And the 2011 winner is….

March 11, 2011

Lynn Cahoon! 

Lynn will receive $100 and a beautiful certificate. 
She’ll also have the considerable mojo of the GH99er sisterhood pulling for her when the Golden Heart® finalists are announced at RWANational.org on or about March 25, 2011. 
(Note: This is entirely mojo of the good wishes and prayers sort —
we have no pull in the GH contest!!)

Congratulations, Lynn!  

With Lynn’s permission, here is the winning essay:

This year’s essay topic was:  What is the best/most impactful lesson you have learned from another writer and how do you plan to pay it forward?

 

 I was one of those.

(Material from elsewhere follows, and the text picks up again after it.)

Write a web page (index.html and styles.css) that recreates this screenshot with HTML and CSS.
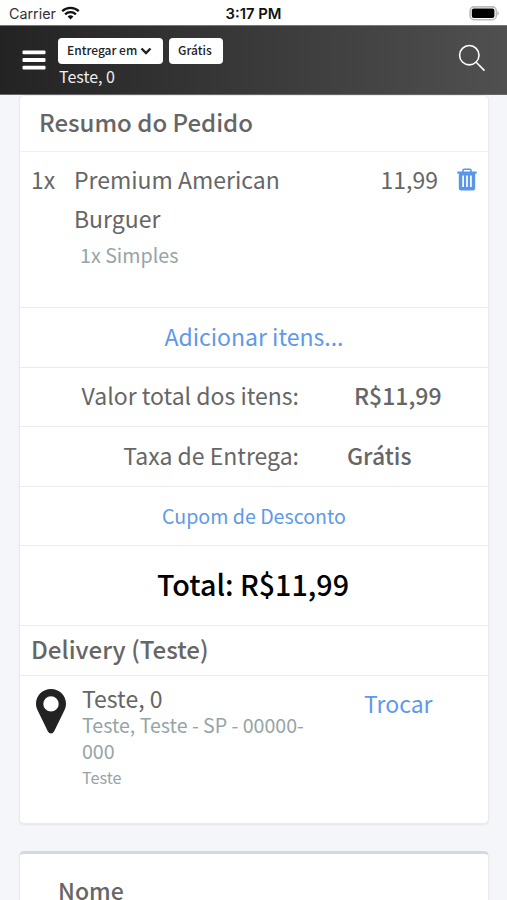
FILE: index.html
```html
<!DOCTYPE html>
<html lang="pt-BR">
<head>
<meta charset="utf-8">
<meta name="viewport" content="width=device-width, initial-scale=1">
<title>Resumo do Pedido</title>
<link rel="stylesheet" href="styles.css">
</head>
<body>
<div class="status">
  <div class="carrier"><span>Carrier</span>
    <svg width="19" height="14" viewBox="0 0 19 14"><g fill="none" stroke="#111" stroke-width="2.3"><path d="M1.2 5.2A12 12 0 0 1 17.8 5.2"/><path d="M4.1 8.3A7.8 7.8 0 0 1 14.9 8.3"/></g><path d="M6.6 10.6A4.2 4.2 0 0 1 12.4 10.6L9.5 13.6Z" fill="#111"/></svg>
  </div>
  <div class="time">3:17 PM</div>
  <div class="battery"><svg width="31" height="15" viewBox="0 0 31 15"><rect x="1.1" y=".9" width="26.2" height="12.8" rx="4" fill="#fff" stroke="#bbb" stroke-width="1.6"/><rect x="2.8" y="2.6" width="22.6" height="9.4" rx="2" fill="#000"/><path d="M28.5 4.8Q31 7.3 28.5 9.8Z" fill="#aaa"/></svg></div>
</div>
<header class="topbar">
  <svg class="menu" width="24" height="20" viewBox="0 0 24 20" fill="#fff"><rect x=".5" y=".5" width="23" height="3.8" rx="1"/><rect x=".5" y="8.1" width="23" height="3.8" rx="1"/><rect x=".5" y="15.7" width="23" height="3.8" rx="1"/></svg>
  <div class="place">
    <div class="chips">
      <span class="chip chip-main">Entregar em <svg width="12" height="8" viewBox="0 0 12 8"><path d="M1.5 1.5L6 6L10.5 1.5" fill="none" stroke="#222" stroke-width="2.4"/></svg></span>
      <span class="chip">Grátis</span>
    </div>
    <div class="address">Teste, 0</div>
  </div>
  <svg class="search" width="28" height="28" viewBox="0 0 28 28" fill="none" stroke="#fff" stroke-width="1.6"><circle cx="11.3" cy="11.2" r="9.7"/><path d="M18.2 18.2L26.5 26.6"/></svg>
</header>
<main>
  <section class="card order">
    <h2 class="title"><span>Resumo do Pedido</span></h2>
    <div class="item">
      <span class="qty">1x</span>
      <div class="product">
        <div class="name">Premium American Burguer</div>
        <div class="option">1x Simples</div>
      </div>
      <span class="price">11,99</span>
      <svg class="trash" width="20" height="23" viewBox="0 0 20 23"><path d="M6 4V2.3Q6 1.2 7.1 1.2H12.9Q14 1.2 14 2.3V4" fill="none" stroke="#5796e8" stroke-width="1.6"/><path d="M.3 3.5H19.7V5.6H.3Z" fill="#5796e8"/><path d="M1.8 5H18.2V20Q18.2 22.5 15.7 22.5H4.3Q1.8 22.5 1.8 20Z" fill="#5796e8"/><path d="M6.1 7.5V19M10 7.5V19M13.9 7.5V19" stroke="#fff" stroke-width="1.7"/></svg>
    </div>
    <div class="row center"><a class="link add">Adicionar itens...</a></div>
    <div class="row sum"><span class="label">Valor total dos itens:</span><b class="amount">R$11,99</b></div>
    <div class="row fee"><span class="label">Taxa de Entrega:</span><b class="amount free">Grátis</b></div>
    <div class="row center coupon"><a class="link small">Cupom de Desconto</a></div>
    <div class="row center total"><b>Total: R$11,99</b></div>
    <h3 class="row delivery">Delivery (Teste)</h3>
    <div class="destination">
      <svg class="pin" width="30" height="45" viewBox="0 0 30 45"><path fill="#222" fill-rule="evenodd" d="M15 0C6.5 0 0 6.5 0 14.8C0 18 1 20 2.2 22.6L11.8 42.3Q13 44.6 15 44.6T18.2 42.3L27.8 22.6C29 20 30 18 30 14.8C30 6.5 23.5 0 15 0ZM15 7.2A7.7 7.7 0 1 1 15 22.6A7.7 7.7 0 1 1 15 7.2Z"/></svg>
      <div class="where">
        <div class="street">Teste, 0</div>
        <div class="city">Teste, Teste - SP - 00000-<br>000</div>
        <div class="note">Teste</div>
      </div>
      <a class="link change">Trocar</a>
    </div>
  </section>
  <section class="card form"><label class="field">Nome</label></section>
</main>
</body>
</html>
```

FILE: styles.css
```css
* { box-sizing: border-box; }
body { margin: 0; height: 900px; overflow: hidden; background: #f4f6fa; color: #666; font-family: "Noto Sans CJK JP", "Noto Sans", sans-serif; font-size: 23px; }
svg { display: block; flex: none; }
b, h2, h3 { font-weight: 500; }
.status { height: 25px; background: #fff; display: grid; grid-template-columns: 1fr auto 1fr; align-items: center; padding: 2px 7px 0 9px; font-family: Inter, sans-serif; font-size: 14.3px; line-height: 22px; color: #333; }
.carrier { display: flex; gap: 5px; align-items: center; }
.carrier svg { margin-bottom: 2px; }
.time { font-weight: 600; color: #111; font-size: 14.8px; margin-right: 2px; }
.battery { justify-self: end; }
.topbar { height: 70px; display: flex; background: linear-gradient(90deg, #232323, #505050); border-top: 1px solid #777; border-bottom: 1px solid #666; padding: 12px 21px 0 22px; }
.menu { margin-top: 12px; }
.place { margin-left: 12px; flex: 1; }
.chips { display: flex; gap: 6px; }
.chip { height: 26px; background: #fff; border-radius: 4px; padding: 0 9px; font-size: 12px; line-height: 23px; font-weight: 500; color: #222; width: 54px; white-space: nowrap; }
.chip-main { width: 105px; display: flex; gap: 3px; }
.chip-main svg { margin-top: 9px; }
.address { color: #eee; font-size: 16px; line-height: 22px; padding-left: 1px; margin-top: 1px; }
.search { margin-top: 6px; }
main { padding: 0 18px 0 19px; }
.card { background: #fff; border: 1px solid #e9ebee; border-radius: 5px; box-shadow: 0 1px 2px #0001; }
.order { height: 729px; }
.title { margin: 0; height: 55.5px; line-height: 51px; padding-left: 19px; font-size: 24px; border-bottom: 1px solid #f0f0f0; }
.item { height: 155.5px; display: flex; padding: 8px 11px 0; line-height: 39px; }
.qty { width: 43px; }
.product { width: 230px; }
.option { color: #95a5a6; font-size: 19.7px; line-height: 34px; padding-left: 6px; }
.price { margin-left: auto; }
.trash { margin: 8px 0 0 19px; }
.row { height: 59.5px; border-top: 1px solid #ebebeb; display: flex; align-items: center; line-height: 40px; margin: 0; padding-bottom: 3px; }
.center { justify-content: center; }
.link { color: #6099e8; }
.small { font-size: 19.6px; }
.label { width: 279px; text-align: right; white-space: nowrap; }
.amount { margin-left: 55px; }
.free { margin-left: 48px; }
.coupon { padding-bottom: 0; }
.total { height: 80px; font-size: 28.7px; color: #000; padding-right: 2px; padding-bottom: 3px; }
.delivery { height: 49.5px; padding-left: 11px; padding-bottom: 3px; font-size: 24.1px; }
.destination { border-top: 1px solid #ebebeb; display: flex; padding: 8px 15px 0 16px; }
.pin { margin-top: 5px; }
.where { width: 267px; margin-left: 16px; }
.street { line-height: 28px; }
.city { font-size: 19.6px; line-height: 26px; color: #95a5a6; }
.note { font-size: 16.2px; line-height: 26px; color: #95a5a6; }
.change { margin-left: 15px; line-height: 38px; }
.form { margin-top: 27px; height: 49px; border-top: 3px solid #d0dbe3; border-bottom: 0; border-radius: 5px 5px 0 0; padding: 17px 38px 0; }
.field { display: block; font-weight: 500; line-height: 38px; }
```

The ones who declare, “I want to write a book.” I had a thriller, a middle grade time travel, a mystery, and a romance started. Each story would grab me and I’d be on fire until chapter five. Then I’d lose steam. In a few months, I’d start a new story convinced that the problem was the genre, not me.

I hung out at blogs, bought writing books, and told everyone that someday I was going to be published.

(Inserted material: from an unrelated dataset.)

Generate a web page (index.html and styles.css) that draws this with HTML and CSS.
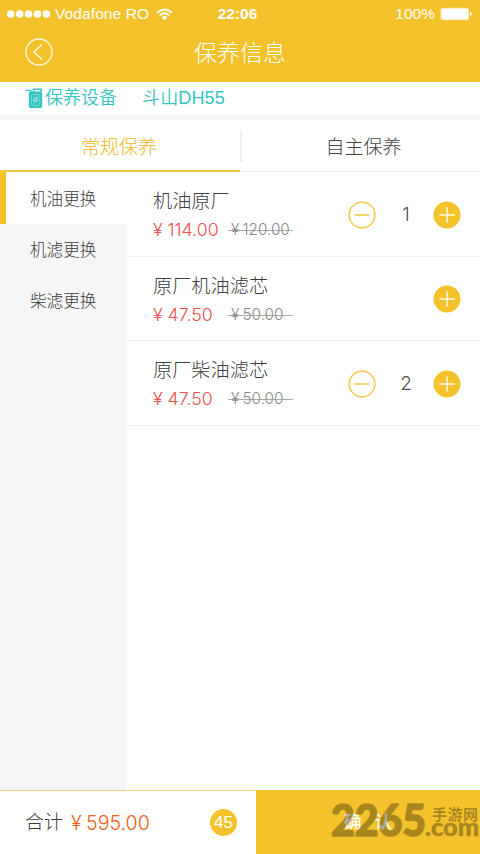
FILE: index.html
```html
<!DOCTYPE html>
<html lang="zh-CN">
<head>
<meta charset="utf-8">
<meta name="viewport" content="width=device-width, initial-scale=1">
<title>保养信息</title>
<link rel="stylesheet" href="styles.css">
</head>
<body>
<svg class="defs" width="0" height="0" aria-hidden="true">
  <symbol id="minus" viewBox="0 0 28 28"><circle cx="14" cy="14" r="12.9" fill="none" stroke="#f4c22b" stroke-width="1.3"/><path d="M6.5 14h15" stroke="#f4c22b" stroke-width="1.4"/></symbol>
  <symbol id="plus" viewBox="0 0 28 28"><circle cx="14" cy="14" r="13.5" fill="#f4c22b"/><path d="M6.3 14h15.4M14 6.3v15.4" stroke="#fffbe8" stroke-width="1.4"/></symbol>
</svg>
<div class="app">
  <header class="header">
    <div class="status">
      <div class="carrier">
        <svg width="44" height="28" viewBox="0 0 44 28" fill="#fff"><circle cx="3.8" cy="14" r="3.8"/><circle cx="12.7" cy="14" r="3.8"/><circle cx="21.6" cy="14" r="3.8"/><circle cx="30.5" cy="14" r="3.8"/><circle cx="39.4" cy="14" r="3.8"/></svg>
        <span class="carrier-name">Vodafone RO</span>
        <svg width="17" height="13" viewBox="0 0 17 13"><path d="M1 4.7Q8.5-1.9 16 4.7M3.7 7.4Q8.5 3.2 13.3 7.4" fill="none" stroke="#fff" stroke-width="1.9"/><path d="M5.6 9.3Q8.5 6.8 11.4 9.3L8.5 12.3z" fill="#fff"/></svg>
      </div>
      <span class="time">22:06</span>
      <div class="battery"><span>100%</span><svg width="32" height="14" viewBox="0 0 32 14"><rect x=".5" y=".7" width="28.5" height="12.6" rx="2.5" fill="#fbe8ae"/><rect x="1.5" y="1.7" width="26.5" height="10.6" rx="1.5" fill="#fff"/><path d="M29.8 4.5q2 .6 2 2.5t-2 2.5z" fill="#fff"/></svg></div>
    </div>
    <div class="titlebar">
      <svg class="back" width="28" height="28" viewBox="0 0 28 28" fill="none" stroke="#fff8dc" stroke-width="1.4"><circle cx="14" cy="14" r="13"/><path d="M16.9 6.2 9 14l7.9 7.8"/></svg>
      <h1>保养信息</h1>
    </div>
  </header>
  <div class="device">
    <svg width="19" height="21" viewBox="0 0 19 21"><path d="M.5 2.3h5.2L7.5 5" stroke="#35c4c1" stroke-width="1.2" fill="none"/><path d="M8.5 3.5V1.2h7.5v3" stroke="#35c4c1" stroke-width="1.6" fill="none"/><rect x="3.8" y="3.4" width="13.4" height="16.6" rx="1.8" fill="#35c4c1"/><rect x="6.5" y="6.5" width="8.2" height="11" rx="1" fill="none" stroke="#91dfdc" stroke-width=".7"/><circle cx="10.6" cy="11.6" r="1.9" fill="none" stroke="#d8f4f3"/><path d="m8 17 5-9" stroke="#91dfdc" stroke-width=".6"/></svg>
    <span class="device-label">保养设备</span><span class="device-model">斗山DH55</span>
  </div>
  <nav class="tabs"><div class="tab active">常规保养</div><div class="tab">自主保养</div></nav>
  <main class="content">
    <aside class="side"><div class="cat selected">机油更换</div><div class="cat">机滤更换</div><div class="cat">柴滤更换</div></aside>
    <section class="list">
      <article class="item">
        <div class="info"><h2>机油原厂</h2><div class="prices"><span class="price"><i>¥</i>114.00</span><s><i>¥</i>120.00</s></div></div>
        <div class="stepper"><svg><use href="#minus"/></svg><b>1</b><svg><use href="#plus"/></svg></div>
      </article>
      <article class="item">
        <div class="info"><h2>原厂机油滤芯</h2><div class="prices"><span class="price"><i>¥</i>47.50</span><s><i>¥</i>50.00</s></div></div>
        <div class="stepper"><svg><use href="#plus"/></svg></div>
      </article>
      <article class="item">
        <div class="info"><h2>原厂柴油滤芯</h2><div class="prices"><span class="price"><i>¥</i>47.50</span><s><i>¥</i>50.00</s></div></div>
        <div class="stepper"><svg><use href="#minus"/></svg><b>2</b><svg><use href="#plus"/></svg></div>
      </article>
    </section>
  </main>
  <footer class="footer">
    <div class="total"><span class="total-label">合计</span><span class="sum"><i>¥</i>595.00</span><span class="count">45</span></div>
    <div class="confirm"><span>确</span><span>认</span>
      <svg class="mark" width="154" height="50" viewBox="0 0 154 50"><g opacity=".3" stroke="#000" stroke-linejoin="round"><text class="mark-num" x="5" y="41" textLength="95" lengthAdjust="spacingAndGlyphs">2265</text><text class="mark-cn" x="106" y="25" textLength="46">手游网</text><text class="mark-com" x="99" y="41" textLength="54" lengthAdjust="spacingAndGlyphs">.com</text></g></svg>
    </div>
  </footer>
</div>
</body>
</html>
```
FILE: styles.css
```css
* { box-sizing: border-box; }
body { margin: 0; font-family: "Liberation Sans", "Noto Sans CJK SC", sans-serif; font-weight: 350; color: #505050; }
.defs { position: absolute; }
svg { display: block; flex: none; }
i { font-style: normal; }
h1, h2 { margin: 0; font-weight: 300; }
.app { width: 480px; height: 854px; display: flex; flex-direction: column; background: #fff; overflow: hidden; }
.header { height: 82px; flex: none; background: #f4c22b; color: #fff; }
.status { height: 28px; display: grid; grid-template-columns: 1fr auto 1fr; align-items: center; padding: 0 8px 0 7px; font-size: 15.5px; line-height: 28px; }
.carrier { display: flex; align-items: center; }
.carrier-name { margin: 0 7px 0 4px; width: 94px; white-space: nowrap; letter-spacing: .1px; }
.time { font-weight: bold; font-size: 15.5px; margin-left: -4px; }
.battery { display: flex; align-items: center; justify-content: flex-end; gap: 5px; }
.titlebar { height: 48px; display: grid; grid-template-columns: 28px 1fr 28px; align-items: center; padding: 0 25px; }
h1 { font-family: "Noto Sans CJK SC", sans-serif; font-size: 23px; line-height: 46px; height: 48px; text-align: center; }
.device { height: 32px; flex: none; display: flex; align-items: center; padding-left: 25px; font-size: 18px; line-height: 32px; color: #35c4c1; white-space: nowrap; }
.device > span { height: 32px; }
.device-label { margin-left: 1px; width: 97px; }
.device-model { letter-spacing: .15px; }
.tabs { height: 58px; flex: none; border-top: 6px solid #f6f6f6; display: flex; }
.tab { width: 240px; border-bottom: 1px solid #f1f1f1; text-align: center; font-size: 19px; font-weight: 300; color: #444; line-height: 55px; padding-left: 7px; position: relative; }
.tab.active { color: #f4b822; border-bottom: 2px solid #f1c644; padding: 0 2px 0 0; }
.tab.active::after { content: ""; position: absolute; right: -2px; top: 10px; width: 2px; height: 32px; background: #eee; }
.content { flex: 1; display: flex; }
.side { width: 127px; background: #f6f6f6; font-weight: 300; color: #3c3c3c; }
.cat { height: 51px; padding-left: 30px; font-size: 16.6px; line-height: 53px; }
.cat.selected { height: 52px; border-left: 6px solid #f4c22b; padding-left: 24px; line-height: 55px; background: #fff; }
.list { flex: 1; }
.item { height: 84.6px; border-bottom: 1px solid #f1f1f1; display: flex; justify-content: space-between; padding: 15px 19px 0 26px; }
h2 { font-size: 19.2px; line-height: 29px; height: 28px; color: #3c3c3c; }
.prices { display: flex; align-items: center; height: 29px; line-height: 29px; white-space: nowrap; font-family: Inter, "Liberation Sans", sans-serif; font-weight: 300; }
.price { color: #ef5050; font-size: 17.8px; width: 75px; }
.price i { display: inline-block; width: 14.5px; }
s { font-size: 15.3px; color: #888; width: 65px; display: block; text-decoration: none; background: linear-gradient(#aaa, #aaa) 0 15px / 100% 1px no-repeat; }
s i { display: inline-block; width: 14.5px; padding-left: 3px; }
.stepper { display: flex; align-items: center; height: 55px; font-family: Inter, "Liberation Sans", sans-serif; }
.stepper svg { width: 28px; height: 28px; }
.stepper b { width: 57px; text-align: center; padding-left: 3px; font-size: 19px; font-weight: 300; }
.footer { height: 64px; flex: none; display: flex; }
.total { width: 256px; border-top: 1px solid #f2d98b; display: flex; align-items: center; padding: 0 19px 0 25px; font-size: 19.6px; }
.total-label { font-size: 19px; line-height: 32px; height: 32px; font-weight: 300; color: #3c3c3c; }
.sum { color: #ed6018; margin-left: 8px; font-family: Inter, "Liberation Sans", sans-serif; font-weight: 300; }
.sum i { display: inline-block; width: 15px; }
.count { width: 27px; height: 27px; margin-left: auto; border-radius: 50%; background: #f4c22b; color: #fff; font-size: 17px; line-height: 27px; text-align: center; }
.confirm { flex: 1; background: #f4c22b; color: #fff; display: flex; justify-content: center; gap: 13px; font-size: 17.5px; font-weight: 500; line-height: 64px; position: relative; }
.mark { position: absolute; right: 0; top: 5px; }
.mark-num { font: 900 44px Lato, sans-serif; stroke-width: 1.6px; }
.mark-cn { font: bold 15px "Noto Sans CJK SC", sans-serif; stroke: none; }
.mark-com { font: 900 24px Lato, sans-serif; stroke-width: .5px; }
```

One day, I won a contest from one of the blogs. The author lived in my area and we agreed to meet for lunch so she could hand deliver my prize. When she asked what I was working on, I unloaded all the ideas for my stories. Her eyes glazed over. When I finished, she asked me what story I was passionate about. I didn’t have a clue what she was talking about so I chose the romance. We made a pact to meet in a month and report progress on our projects.

The next month, I wrote a chapter. We agreed to meet the next month. Again, she made strides, I wrote two chapters. Her secret? She sat down to write every day. No excuses. I made a commitment to write thirty minutes a day. If I couldn’t commit thirty minutes a day, I didn’t want to write a book. I wanted to talk about it.

After two years, I’ve finished four full manuscripts, seven short stories, and a novella. Five of the shorts have been published.

Paying it forward means mentoring a new writer. I want to cheer when a new writer starts a manuscript, support at the sagging middle, and spread breadcrumbs leading them to the end.